Hmm... This looks like a fixed point representation, not a floating
point one.

> The
> binary dump is basically a copy of the way VB stores the data in
> memory. I need to be able to use this data in ada. There is a C
> counterpart to this that makes use of a 'union' to grab the data 1
> byte (8 bits) at a time, put them into a char array of size 4, then
> use a 32 bit float to reference the data. Is there somehow I can do
> this in ada as well?
In general, Unchecked_Conversion is your friend when you need two
different views, at differing levels of abstraction, of the same data.

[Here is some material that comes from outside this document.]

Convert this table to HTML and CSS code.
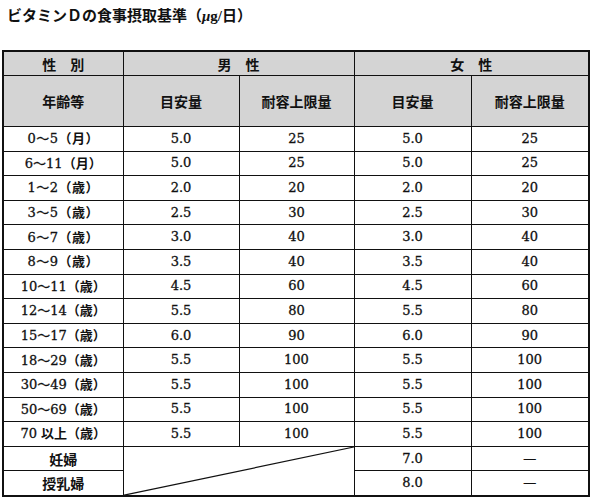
FILE: index.html
```html
<!DOCTYPE html>
<html lang="ja">
<head>
<meta charset="utf-8">
<link rel="stylesheet" href="styles.css">
</head>
<body>
<div class="page">
  <h1 class="title">ビタミンＤの食事摂取基準（<i class="mu">μ</i>g/日）</h1>
  <table class="tbl">
    <colgroup>
      <col class="c1"><col class="c2"><col class="c3"><col class="c4"><col class="c5">
    </colgroup>
    <thead>
      <tr class="h1">
        <th>性　別</th>
        <th colspan="2">男　性</th>
        <th colspan="2">女　性</th>
      </tr>
      <tr class="h2">
        <th>年齢等</th>
        <th>目安量</th>
        <th>耐容上限量</th>
        <th>目安量</th>
        <th>耐容上限量</th>
      </tr>
    </thead>
    <tbody>
      <tr><td class="age sp">0～5<span class="k">（月）</span></td><td>5.0</td><td>25</td><td>5.0</td><td>25</td></tr>
      <tr><td class="age">6～11<span class="k">（月）</span></td><td>5.0</td><td>25</td><td>5.0</td><td>25</td></tr>
      <tr><td class="age sp">1～2<span class="k">（歳）</span></td><td>2.0</td><td>20</td><td>2.0</td><td>20</td></tr>
      <tr><td class="age sp">3～5<span class="k">（歳）</span></td><td>2.5</td><td>30</td><td>2.5</td><td>30</td></tr>
      <tr><td class="age sp">6～7<span class="k">（歳）</span></td><td>3.0</td><td>40</td><td>3.0</td><td>40</td></tr>
      <tr><td class="age sp">8～9<span class="k">（歳）</span></td><td>3.5</td><td>40</td><td>3.5</td><td>40</td></tr>
      <tr><td class="age">10～11<span class="k">（歳）</span></td><td>4.5</td><td>60</td><td>4.5</td><td>60</td></tr>
      <tr><td class="age">12～14<span class="k">（歳）</span></td><td>5.5</td><td>80</td><td>5.5</td><td>80</td></tr>
      <tr><td class="age">15～17<span class="k">（歳）</span></td><td>6.0</td><td>90</td><td>6.0</td><td>90</td></tr>
      <tr><td class="age">18～29<span class="k">（歳）</span></td><td>5.5</td><td>100</td><td>5.5</td><td>100</td></tr>
      <tr><td class="age">30～49<span class="k">（歳）</span></td><td>5.5</td><td>100</td><td>5.5</td><td>100</td></tr>
      <tr><td class="age">50～69<span class="k">（歳）</span></td><td>5.5</td><td>100</td><td>5.5</td><td>100</td></tr>
      <tr><td class="age">70 <span class="k">以上（歳）</span></td><td>5.5</td><td>100</td><td>5.5</td><td>100</td></tr>
      <tr>
        <td class="age jp">妊婦</td>
        <td class="diag" colspan="2" rowspan="2">
          <svg class="diag-line" viewBox="0 0 100 100" preserveAspectRatio="none"><line x1="0" y1="100" x2="100" y2="0" stroke="#111" stroke-width="1.2" vector-effect="non-scaling-stroke"/></svg>
        </td>
        <td>7.0</td><td>—</td>
      </tr>
      <tr><td class="age jp">授乳婦</td><td>8.0</td><td>—</td></tr>
    </tbody>
  </table>
</div>
</body>
</html>
```

FILE: styles.css
```css
html, body {
  margin: 0;
  padding: 0;
  background: #fff;
}
.page {
  padding: 6px 4px 0 2px;
  font-family: "Liberation Serif", "Noto Sans CJK JP", serif;
  color: #111;
}
.title {
  margin: 0 0 0 5px;
  font-size: 15px;
  line-height: 20px;
  font-weight: 700;
  height: 44px;
}
.mu {
  font-style: italic;
}
.tbl {
  border-collapse: collapse;
  table-layout: fixed;
  width: 586px;
  border: 2px solid #111;
  font-family: "DejaVu Serif", "Noto Sans CJK JP", serif;
  font-size: 13px;
  font-weight: 400;
}
.c1 { width: 120px; }
.c2 { width: 116px; }
.c3 { width: 115px; }
.c4 { width: 117px; }
.c5 { width: 118px; }
.tbl th, .tbl td {
  border: 1px solid #111;
  padding: 0;
  text-align: center;
  vertical-align: middle;
  line-height: 18px;
}
.tbl td {
  height: 23.6px;
  -webkit-text-stroke: 0.3px #111;
}
.tbl th {
  background: #d4d4d4;
  font-family: "Noto Sans CJK JP", sans-serif;
  font-size: 14px;
  font-weight: 700;
}
.h1 th { height: 23px; }
.h2 th { height: 50px; }
.age {
  font-family: "DejaVu Serif", "Noto Sans CJK JP", serif;
}
.k {
  font-family: "Noto Sans CJK JP", sans-serif;
  font-weight: 700;
  -webkit-text-stroke: 0;
}
.jp {
  font-family: "Noto Sans CJK JP", sans-serif;
  font-weight: 700;
  font-size: 14px;
}
.tbl td.jp {
  -webkit-text-stroke: 0;
}
.sp {
  letter-spacing: 0.5px;
}
.diag {
  position: relative;
}
.diag-line {
  position: absolute;
  left: 0;
  top: 0;
  width: 100%;
  height: 100%;
  display: block;
}
```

> Basically I need to be able to read in the binary data byte by byte
> but store it into a 32 bit Float.
However, if you do an unchecked_conversion to Float, it will certainly
not work, because your data don't look at all like floats!

--
---------------------------------------------------------
J-P. Rosen (rosen(a)adalog.fr)
Visit Adalog's web site at http://www.adalog.fr
From: Ali Bendriss on
On Tuesday 30 January 2007 16:55, Jean-Pierre Rosen wrote:
> frikk a écrit :
> > Hello everyone! I am having a problem that I would love some help
> > with.
> >
> > Essentially I was given a Visual Basic program that dumps a binary
> > configuration file with all of the variables in a set. The variables
> > are each 32 bit floats, with the first 16 bits being the integer part
> > and the second 16 bits being a representation of the fraction (I'm not
> > sure if this is stanard - but its just how VB dumps the data).
>
> Hmm... This looks like a fixed point representation, not a floating
> point one.
>
There is the same kind of representation in the tiff format,
The "type RATIONAL" two LONGs : the first represent the numerator of the
fraction, the second the denominator.

> > The
> > binary dump is basically a copy of the way VB stores the data in
> > memory. I need to be able to use this data in ada. There is a C
> > counterpart to this that makes use of a 'union' to grab the data 1
> > byte (8 bits) at a time, put them into a char array of size 4, then
> > use a 32 bit float to reference the data. Is there somehow I can do
> > this in ada as well?
>
> In general, Unchecked_Conversion is your friend when you need two
> different views, at differing levels of abstraction, of the same data.
>
I remember doing some Unchecked_Conversion to read a proprietary tiff file
some time ago. But only to find the LONGs and then after I was just doing a
simple division to get the result.

> > Basically I need to be able to read in the binary data byte by byte
> > but store it into a 32 bit Float.
>
It may be helpfull to know some value in advance like a magic number.

> However, if you do an unchecked_conversion to Float, it will certainly
> not work, because your data don't look at all like floats!

--
Ali
From: Jeffrey R. Carter on
frikk wrote:
>
> Basically I need to be able to read in the binary data byte by byte
> but store it into a 32 bit Float. The C union example above uses the
> same memory address for the Float as it does for the size 4 char
> array. I don't even know if the VB dump will correspond with the way
> ada handles floats or not, but I'll worry about that later.

Any reason you can't call this C function from Ada?

--
Jeff Carter
"I soiled my armor, I was so scared."